- William Bourne
PRIVATE CREDIT AND NICHE SECONDARIES - WE EXPLORE THIS FAST-GROWING MARKET WITH DORCHESTER CAPITAL
We held a webinar on private credit and niche secondaries on 26th May, together with Dorchester Capital Advisors LLC. Secondary markets (i.e transactions of unlisted assets) have been around for 20 years or so but have developed very significantly in the past few years. Dorchester’s Jason Gabrielli (Director in Operations and Research) and Rob Johnson (Head of Origination) took our audience through what has been happening and how they underwrite assets when purchasing them for Dorchester’s secondary funds.
Traditionally, the secondary markets have largely been about investors wishing to sell LP assets, in the case of credit or hedge funds quite often because they are in some way impaired. The great bulk of volume has been in buy-out private equity, reflecting the dominance of that segment in private markets. Jason explained how Dorchester has, since the Global Financial Crisis, established a reputation by purchasing, restructuring or financing assets in other alternative markets such as private credit and hedge funds. These markets are far less mature or developed than private equity markets, and the underlying structures are therefore more varied and often more complex.
Part of the growth in private markets has come as investors have hunted for income in less liquid markets. While private equity still accounts for around 60% of the $8trillion total primary market, real estate, infrastructure, and private debt, now each account for approximately $1 trillion each. Secondary markets, whether measured by transaction volume (86%), dry powder (86%) or fund raising plans (76%) are even more concentrated on private equity (source Preqin). Moreover, the dry powder is largely concentrated in the largest funds, whose interest is only in bigger deals.

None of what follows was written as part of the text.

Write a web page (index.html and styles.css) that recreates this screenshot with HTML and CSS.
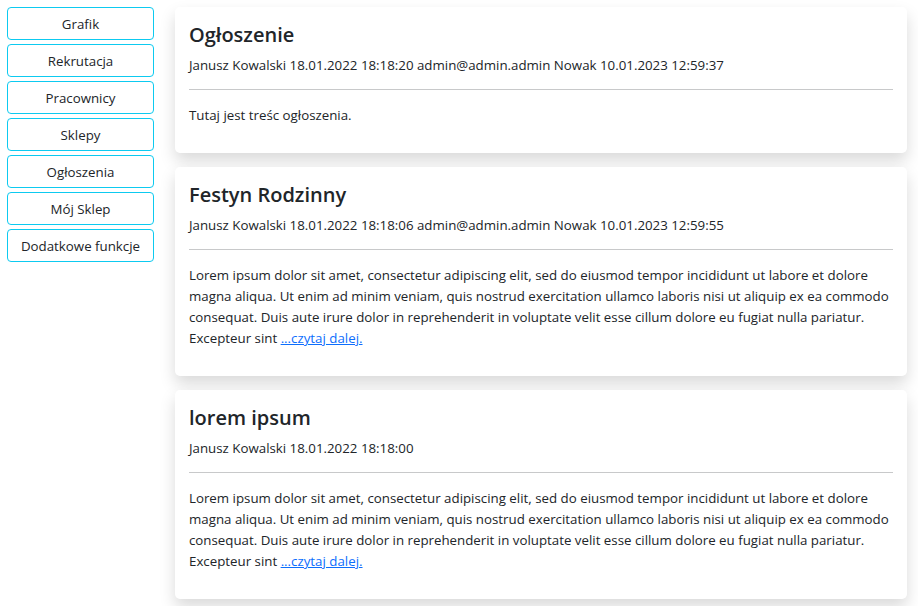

A second major trend is the growth of GP-led transactions. These can happen as organisations change their priorities, whether because of new management, new strategy, or some other reason, and re-evaluate their portfolios. Or it may be a need for liquidity on assets as funds reach the end of their lives and GPs need solutions for the remaining assets. GP-led transactions now account for 45% of total secondaries (source Evercore, Greenhill), and this proportion is likely to grow. One consequence of this has been greater acceptance of secondary markets as a way of transacting private assets generally, and not just those which are impaired.
Dorchester is active in niche areas which are outside the mainstream by virtue of their smaller size, greater complexity, lower transparency, or underlying assets. Rob explained how Dorchester approach underwriting them, which requires an uncommon combination of skillsets. Some of the prerequisites are good relationships with the GPS involved, the ability to analyse credit situations where information may not be perfect, and a mandate sufficiently broad to cover complex situations.
He used an example where Dorchester bid jointly on a $200m portfolio of 25 fund interests covering both equity and credit together with a PE buyer. The PE buyer was unable to purchase the credit, and the combined bid provided the seller with better execution and pricing, helped by Dorchester’s relationship and understanding of the major GPs involved.
Jason and Rob then fielded questions, including the use of advisors, how LPs can raise finance without selling the assets, the reasons behind the growth of GP-led transactions, pricing, and whether the entry of larger players will change this market.